Mr. Peters regarded him skeptically for a moment.  “You’ll get rid of the toilet, right?”

“I’ll take the damn thing out tomorrow.”

“Well, in that case, I suppose we could think of some way to help you save face and atone for you errors at the same time.”

“Thank you, Mr. Peters.  I’d be very grateful.”

* * * * * * * * * * * * * * * * *

            Raskol looked up at the broken clouds, transformed by the setting sun into glowing embers of pink and orange, remnants of the day’s solar fire.  A gentle breeze blew through his hair, and he paused to savor the crisp autumn air, eyes closed and chin resting against his rake.  It was good to be alive and good to be outside with the sunset and the breeze.  With a deep breath and a sigh, he returned to raking up the thick carpet of brown, red, and yellow leaves at his feet.     
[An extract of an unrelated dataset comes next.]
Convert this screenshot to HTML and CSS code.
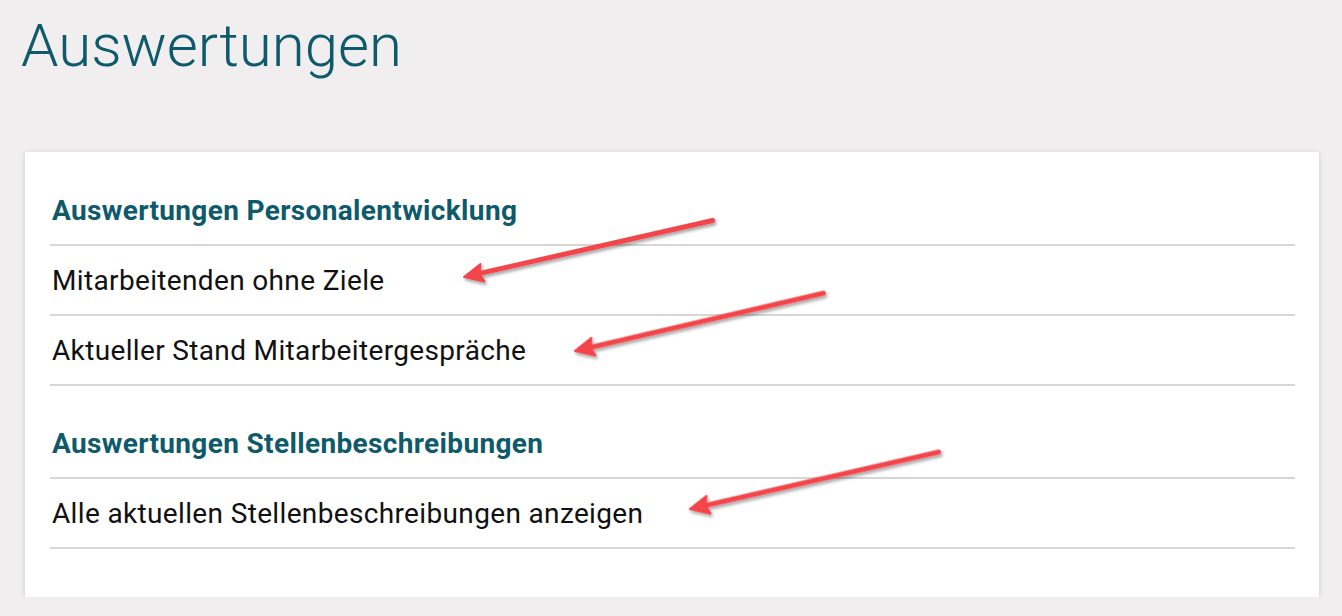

“My dear Raskol, here are some more bags for you.  And when you’re done with the leaves, the hedge out back needs trimming.”

            “Yes, Mr. Peters.”

            “You’re doing an excellent job. Tomorrow, we can get started on that garage.  Another couple of weeks of this and you’ll be a new man.”

“I hope so.”

“I almost believe you really do feel guilty.”

            Raskol smiled at the retreating head of his pushy taskmaster.  Guilt?  That was for people with secrets.  Raskol was done with secrets and with guilt.  He was flushing it all down the toilet and starting over.  And for the first time in weeks, he felt at peace.